US patent holders will have all of the same patent rights after a TRIPS waiver as they have before a TRIPS waiver. US trade secret holders will have all of the same trade secret rights after a TRIPS waiver as they have before a TRIPS waiver. A TRIPS waiver will not affect any US IP rights.

"Dr. Bourla also suggests that 'waiving of patent protection will disincentivize anyone else from taking a big risk.'"

I call bull$#!+. I simply do not believe that any pharma innovator anywhere in the world takes more than a microsecond to consider the implications of IN or ZA patent protection when making investment decisions.

Folks, almost everyone reading this blog works in this industry. You *know* how often your clients want you to file in India or South Africa. How often? Once every 100 applications? Once every 500 applications? These markets are *irrelevant* to the pharma innovator business models. Be serious, do.

The US is not proposing to waive any patent rights. No EP country (even the small ones) is proposing to do so. China is not proposing to do so. Really, in every single country in which your clients regularly file, everyone knows that IP rights are going to be just as secure post-TRIPS waiver as they ever were.
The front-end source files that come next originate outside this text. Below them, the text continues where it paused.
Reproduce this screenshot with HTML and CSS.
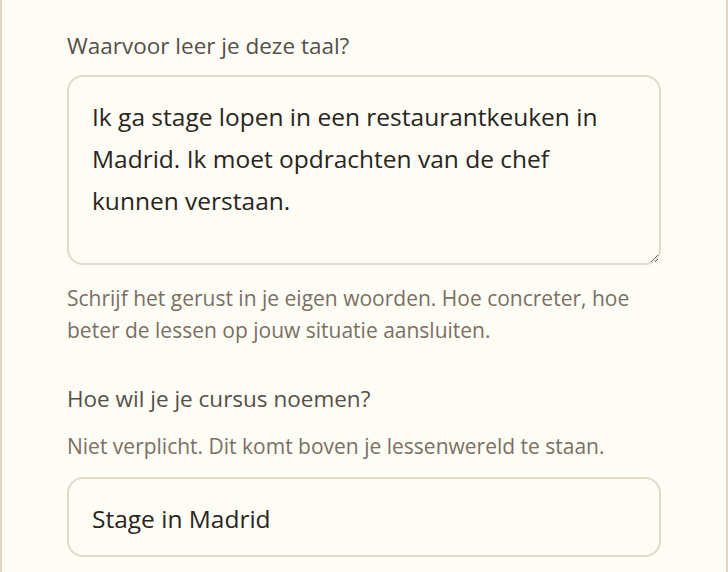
FILE: index.html
```html
<!DOCTYPE html>
<html lang="nl">
<head>
<meta charset="utf-8">
<title>Cursus</title>
<link rel="stylesheet" href="styles.css">
</head>
<body>
<div class="card">
  <div class="field">
    <label class="label" for="doel">Waarvoor leer je deze taal?</label>
    <textarea id="doel" class="area">Ik ga stage lopen in een restaurantkeuken in Madrid. Ik moet opdrachten van de chef kunnen verstaan.</textarea>
    <p class="help">Schrijf het gerust in je eigen woorden. Hoe concreter, hoe beter de lessen op jouw situatie aansluiten.</p>
  </div>
  <div class="field second">
    <label class="label" for="naam">Hoe wil je je cursus noemen?</label>
    <p class="help small">Niet verplicht. Dit komt boven je lessenwereld te staan.</p>
    <input id="naam" class="input" type="text" value="Stage in Madrid">
  </div>
</div>
</body>
</html>
```
FILE: styles.css
```css
html, body {
  margin: 0;
  padding: 0;
  background: #fdfcf5;
  height: 100%;
  overflow: hidden;
}
body {
  font-family: "Open Sans", "Noto Sans", sans-serif;
}
.card {
  box-sizing: border-box;
  width: 728px;
  min-height: 572px;
  border-left: 2px solid #ddd3c5;
  border-right: 2px solid #ddd3c5;
  background: #fdfcf5;
  padding: 31px 65px 0 65px;
}
.field {
  display: flex;
  flex-direction: column;
}
.label {
  font-size: 22.5px;
  line-height: 30px;
  color: #55504a;
  margin-bottom: 14px;
}
.area {
  box-sizing: border-box;
  width: 594px;
  height: 190px;
  border: 2px solid #e3d9cb;
  border-radius: 16px;
  background: #fdfcf5;
  padding: 19px 30px 19px 23px;
  font-family: "Open Sans", "Noto Sans", sans-serif;
  font-size: 24.5px;
  line-height: 42px;
  color: #2a2520;
  resize: vertical;
  outline: none;
}
.help {
  margin: 17px 0 0 0;
  font-size: 21px;
  line-height: 32px;
  color: #7a7064;
}
.second {
  margin-top: 38px;
}
.second .label {
  margin-bottom: 0;
}
.help.small {
  margin: 16px 0 0 0;
}
.input {
  box-sizing: border-box;
  width: 594px;
  height: 80px;
  margin-top: 15px;
  border: 2px solid #e3d9cb;
  border-radius: 16px;
  background: #fdfcf5;
  padding: 3px 23px 0 23px;
  font-family: "Open Sans", "Noto Sans", sans-serif;
  font-size: 24.5px;
  color: #2a2520;
  outline: none;
}
```
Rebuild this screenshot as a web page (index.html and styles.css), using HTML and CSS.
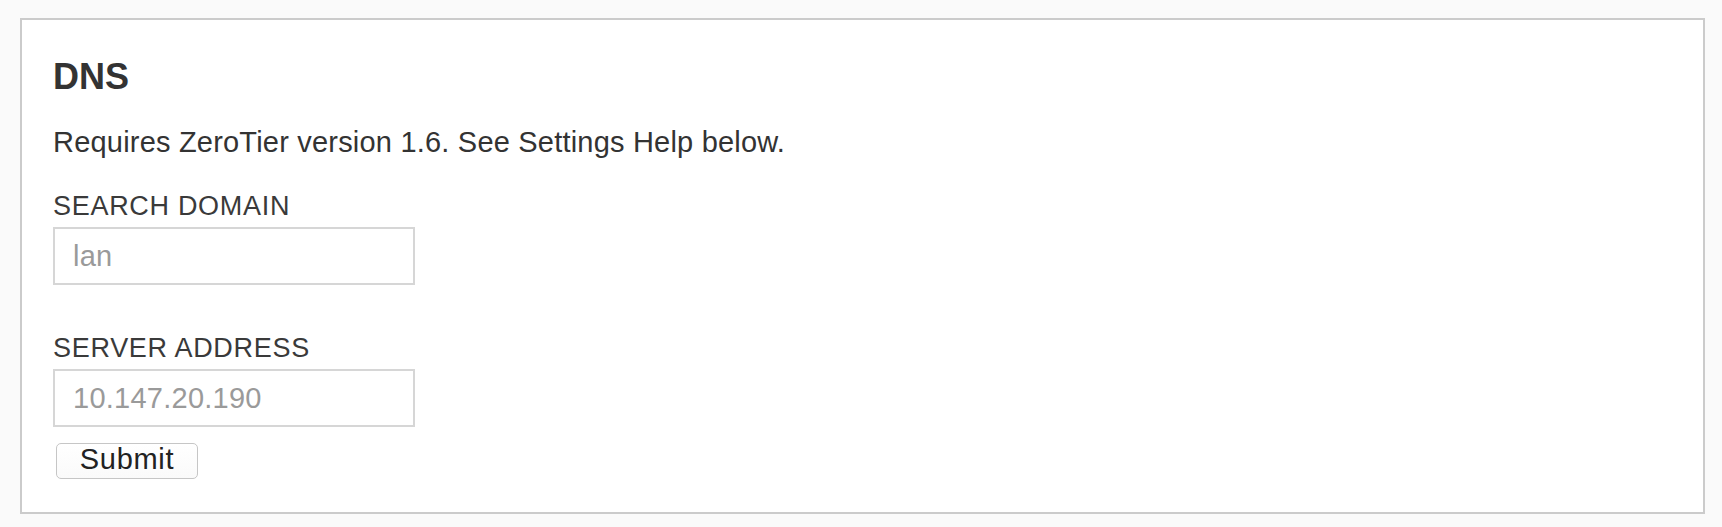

The whole premise of the argument that we should be concerned about this is that a TRIPS waiver for COVID is just the thin edge of the wedge, or the first step onto the slippery slope. But *why* should we think this? Does anyone seriously believe that the COVID-19 pandemic is *not* an exceptional circumstance? The argument that it *is* an exceptional circumstance is a thousand times more compelling than the argument to the contrary.

We are talking about a meaningless gesture, that arises from a uniquely serious set of circumstances that are wholly unlikely to occur again in our lifetimes. There is no real cause for concern here.

"The restriction is the scarcity of highly specialized raw materials needed to produce our vaccine. These 280 different materials or components are produced by many suppliers in 19 different countries... Right now, virtually every single gram of raw material produced is shipped immediately into our manufacturing facilities... The proposed waiver for COVID-19 vaccines, threatens to... unleash a scramble for the critical inputs we require in order to make a safe and effective vaccine."

This is far and away Dr. Bourla's most compelling argument. In a functioning market, a rise in demand should drive up prices, which in turn should incentivize new market entrants to increase available supply. Hopefully, then, the long term result of the supply disruptions that Dr. Bourla predicts should be that the market adjusts to reach an equilibrium in which even more vaccines are produced. Even then, however, this will possibly mean some short term (1 month?, three months?, six months?) period during which supply chain disruptions crimp vaccine production. That would be bad.

Of course, this bad scenario will only come into play if there are actually new manufacturers who plan to launch operations once a TRIPS waiver is granted. Color me skeptical on that point. As already discussed, there are no IP obstacles to launching vaccine manufacturing operations in IN or ZA *right now*. Therefore, it is hard to see why a waiver of IP rights in those jurisdictions would change anything.

More likely, a TRIPS waiver will have no effect on supply chains. It will be an empty gesture, and nothing more.